"""
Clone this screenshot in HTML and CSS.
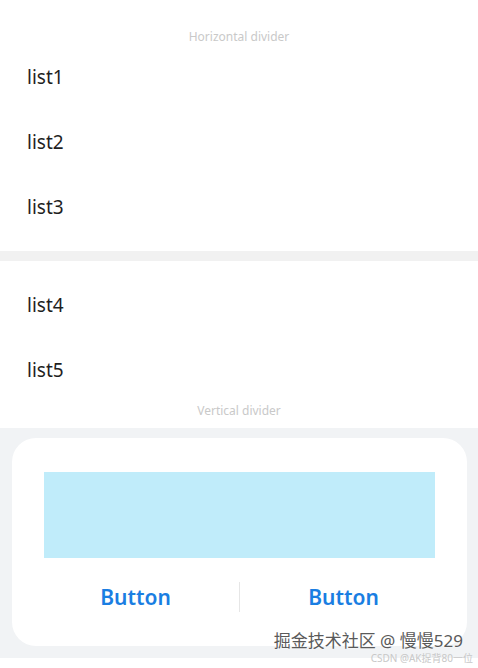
FILE: index.html
```html
<!DOCTYPE html>
<html lang="en">
  <head>
    <meta charset="UTF-8" />
    <meta name="viewport" content="width=device-width, initial-scale=1.0" />
    <title>Divider</title>
    <link rel="stylesheet" href="styles.css">
  </head>
  <body>
    <div class="page">
      <div class="caption caption-top">Horizontal divider</div>
      <ul class="list">
        <li>list1</li>
        <li>list2</li>
        <li>list3</li>
      </ul>
      <div class="thick-divider"></div>
      <ul class="list list-second">
        <li>list4</li>
        <li>list5</li>
      </ul>
      <div class="caption caption-bottom">Vertical divider</div>

      <div class="panel">
        <div class="card">
          <div class="block"></div>
          <div class="buttons">
            <button class="btn">Button</button>
            <span class="vline"></span>
            <button class="btn">Button</button>
          </div>
        </div>
      </div>
      <div class="footer"></div>
    </div>

    <div class="watermark">
      <div class="wm-main">掘金技术社区 @ 慢慢529</div>
      <div class="wm-sub">CSDN @AK捉背80一位</div>
    </div>
  </body>
</html>
```

FILE: styles.css
```css
body {
  margin: 0;
  background: #fff;
  font-family: "Noto Sans", "Noto Sans CJK SC", sans-serif;
}
.page {
  width: 478px;
  height: 668px;
  display: flex;
  flex-direction: column;
}
.caption {
  text-align: center;
  font-size: 12px;
  color: #c9c9c9;
  line-height: 14px;
}
.caption-top {
  padding-top: 30px;
  height: 15px;
}
.list {
  list-style: none;
  margin: 0;
  padding: 0;
}
.list li {
  height: 65px;
  line-height: 65px;
  padding-left: 27px;
  font-size: 19px;
  color: #1f1f1f;
}
.thick-divider {
  height: 10px;
  margin-top: 11px;
  margin-bottom: 12px;
  background: #f1f1f1;
}
.caption-bottom {
  height: 25px;
  line-height: 16px;
}
.panel {
  background: #f1f3f5;
  padding: 10px 11px 12px 12px;
}
.card {
  background: #fff;
  border-radius: 24px;
  height: 208px;
  box-sizing: border-box;
  padding: 34px 32px 0 32px;
}
.block {
  height: 86px;
  background: #c0ecfa;
}
.buttons {
  display: flex;
  align-items: center;
  height: 78px;
  margin: 0 -12px;
}
.btn {
  flex: 1;
  border: none;
  background: none;
  font-family: inherit;
  font-size: 21px;
  font-weight: 600;
  color: #1a7ee2;
  padding: 0;
}
.vline {
  width: 1px;
  height: 30px;
  background: #e6e6e6;
}
.footer {
  flex: 1;
  background: #fff;
}
.watermark {
  position: absolute;
  right: 5px;
  top: 630px;
  text-align: right;
}
.wm-main {
  font-size: 17px;
  line-height: 22px;
  color: #5a5a5a;
  text-shadow: 0 0 2px #fff;
  padding-right: 10px;
}
.wm-sub {
  font-size: 10px;
  line-height: 12px;
  color: #c8c8c8;
}
```
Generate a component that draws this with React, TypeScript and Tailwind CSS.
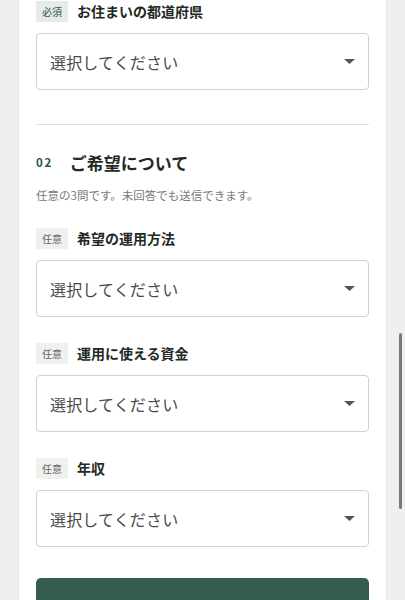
import React from 'react';

const FONT = { fontFamily: '"Noto Sans CJK JP", "Noto Sans", sans-serif' };

function Badge({ required }: { required?: boolean }) {
  return (
    <span
      className={
        'flex h-[21px] w-[32px] items-center justify-center text-[10px] ' +
        (required ? 'bg-[#e6ebe7] text-[#2f5446]' : 'bg-[#f0f0ef] text-[#666]')
      }
    >
      {required ? '必須' : '任意'}
    </span>
  );
}

function SelectField({ label, required }: { label: string; required?: boolean }) {
  return (
    <div>
      <div className="flex items-center gap-[9px]">
        <Badge required={required} />
        <span className="text-[14px] font-bold text-[#1f2a25]">{label}</span>
      </div>
      <div className="mt-[11px] flex h-[57px] items-center justify-between rounded-[4px] border border-[#cfd1cf] bg-white pl-[13px] pr-[13px]">
        <span className="text-[16px] tracking-[0.01em] text-[#4a4a4a]">選択してください</span>
        <svg width="11" height="5" viewBox="0 0 11 5">
          <path d="M0 0 L11 0 L5.5 5 Z" fill="#4f5753" />
        </svg>
      </div>
    </div>
  );
}

export default function App() {
  return (
    <div className="relative min-h-[600px] bg-[#eff0ee]" style={FONT}>
      <div className="mx-[18px] h-[600px] overflow-hidden border-x border-[#e3e5e2] bg-white px-[17px] pt-[1px]">
        <SelectField label="お住まいの都道府県" required />

        <div className="mt-[34px] h-px bg-[#dddfdc]" />

        <div className="mt-[26px] flex items-center gap-[17px]">
          <span className="text-[11.5px] font-bold tracking-[0.14em] text-[#2f5446]">02</span>
          <h2 className="text-[17px] font-bold leading-[24px] text-[#1f2a25]">ご希望について</h2>
        </div>
        <p className="mt-[12px] text-[11.5px] leading-[16px] text-[#7a7a7a]">
          任意の3問です。未回答でも送信できます。
        </p>

        <div className="mt-[25px] flex flex-col gap-[26px]">
          <SelectField label="希望の運用方法" />
          <SelectField label="運用に使える資金" />
          <SelectField label="年収" />
        </div>

        <button className="mt-[31px] h-[56px] w-full rounded-[5px] bg-[#335e4f]" />
      </div>

      {/* overlay scrollbar */}
      <div className="absolute left-[399px] top-[333px] h-[176px] w-[3px] rounded-full bg-[#7a7a7a]" />
    </div>
  );
}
"""
(THE EXERCISE): Copy out each line exactly, without the pictures.

(WRITTEN REPLY):
Clone this screenshot in HTML and CSS.
FILE: index.html
```html
<!DOCTYPE html>
<html lang="en">
  <head>
    <meta charset="UTF-8" />
    <meta name="viewport" content="width=device-width, initial-scale=1.0" />
    <title>Divider</title>
    <link rel="stylesheet" href="styles.css">
  </head>
  <body>
    <div class="page">
      <div class="caption caption-top">Horizontal divider</div>
      <ul class="list">
        <li>list1</li>
        <li>list2</li>
        <li>list3</li>
      </ul>
      <div class="thick-divider"></div>
      <ul class="list list-second">
        <li>list4</li>
        <li>list5</li>
      </ul>
      <div class="caption caption-bottom">Vertical divider</div>

      <div class="panel">
        <div class="card">
          <div class="block"></div>
          <div class="buttons">
            <button class="btn">Button</button>
            <span class="vline"></span>
            <button class="btn">Button</button>
          </div>
        </div>
      </div>
      <div class="footer"></div>
    </div>

    <div class="watermark">
      <div class="wm-main">掘金技术社区 @ 慢慢529</div>
      <div class="wm-sub">CSDN @AK捉背80一位</div>
    </div>
  </body>
</html>
```

FILE: styles.css
```css
body {
  margin: 0;
  background: #fff;
  font-family: "Noto Sans", "Noto Sans CJK SC", sans-serif;
}
.page {
  width: 478px;
  height: 668px;
  display: flex;
  flex-direction: column;
}
.caption {
  text-align: center;
  font-size: 12px;
  color: #c9c9c9;
  line-height: 14px;
}
.caption-top {
  padding-top: 30px;
  height: 15px;
}
.list {
  list-style: none;
  margin: 0;
  padding: 0;
}
.list li {
  height: 65px;
  line-height: 65px;
  padding-left: 27px;
  font-size: 19px;
  color: #1f1f1f;
}
.thick-divider {
  height: 10px;
  margin-top: 11px;
  margin-bottom: 12px;
  background: #f1f1f1;
}
.caption-bottom {
  height: 25px;
  line-height: 16px;
}
.panel {
  background: #f1f3f5;
  padding: 10px 11px 12px 12px;
}
.card {
  background: #fff;
  border-radius: 24px;
  height: 208px;
  box-sizing: border-box;
  padding: 34px 32px 0 32px;
}
.block {
  height: 86px;
  background: #c0ecfa;
}
.buttons {
  display: flex;
  align-items: center;
  height: 78px;
  margin: 0 -12px;
}
.btn {
  flex: 1;
  border: none;
  background: none;
  font-family: inherit;
  font-size: 21px;
  font-weight: 600;
  color: #1a7ee2;
  padding: 0;
}
.vline {
  width: 1px;
  height: 30px;
  background: #e6e6e6;
}
.footer {
  flex: 1;
  background: #fff;
}
.watermark {
  position: absolute;
  right: 5px;
  top: 630px;
  text-align: right;
}
.wm-main {
  font-size: 17px;
  line-height: 22px;
  color: #5a5a5a;
  text-shadow: 0 0 2px #fff;
  padding-right: 10px;
}
.wm-sub {
  font-size: 10px;
  line-height: 12px;
  color: #c8c8c8;
}
```
Generate a component that draws this with React, TypeScript and Tailwind CSS.
import React from 'react';

const FONT = { fontFamily: '"Noto Sans CJK JP", "Noto Sans", sans-serif' };

function Badge({ required }: { required?: boolean }) {
  return (
    <span
      className={
        'flex h-[21px] w-[32px] items-center justify-center text-[10px] ' +
        (required ? 'bg-[#e6ebe7] text-[#2f5446]' : 'bg-[#f0f0ef] text-[#666]')
      }
    >
      {required ? '必須' : '任意'}
    </span>
  );
}

function SelectField({ label, required }: { label: string; required?: boolean }) {
  return (
    <div>
      <div className="flex items-center gap-[9px]">
        <Badge required={required} />
        <span className="text-[14px] font-bold text-[#1f2a25]">{label}</span>
      </div>
      <div className="mt-[11px] flex h-[57px] items-center justify-between rounded-[4px] border border-[#cfd1cf] bg-white pl-[13px] pr-[13px]">
        <span className="text-[16px] tracking-[0.01em] text-[#4a4a4a]">選択してください</span>
        <svg width="11" height="5" viewBox="0 0 11 5">
          <path d="M0 0 L11 0 L5.5 5 Z" fill="#4f5753" />
        </svg>
      </div>
    </div>
  );
}

export default function App() {
  return (
    <div className="relative min-h-[600px] bg-[#eff0ee]" style={FONT}>
      <div className="mx-[18px] h-[600px] overflow-hidden border-x border-[#e3e5e2] bg-white px-[17px] pt-[1px]">
        <SelectField label="お住まいの都道府県" required />

        <div className="mt-[34px] h-px bg-[#dddfdc]" />

        <div className="mt-[26px] flex items-center gap-[17px]">
          <span className="text-[11.5px] font-bold tracking-[0.14em] text-[#2f5446]">02</span>
          <h2 className="text-[17px] font-bold leading-[24px] text-[#1f2a25]">ご希望について</h2>
        </div>
        <p className="mt-[12px] text-[11.5px] leading-[16px] text-[#7a7a7a]">
          任意の3問です。未回答でも送信できます。
        </p>

        <div className="mt-[25px] flex flex-col gap-[26px]">
          <SelectField label="希望の運用方法" />
          <SelectField label="運用に使える資金" />
          <SelectField label="年収" />
        </div>

        <button className="mt-[31px] h-[56px] w-full rounded-[5px] bg-[#335e4f]" />
      </div>

      {/* overlay scrollbar */}
      <div className="absolute left-[399px] top-[333px] h-[176px] w-[3px] rounded-full bg-[#7a7a7a]" />
    </div>
  );
}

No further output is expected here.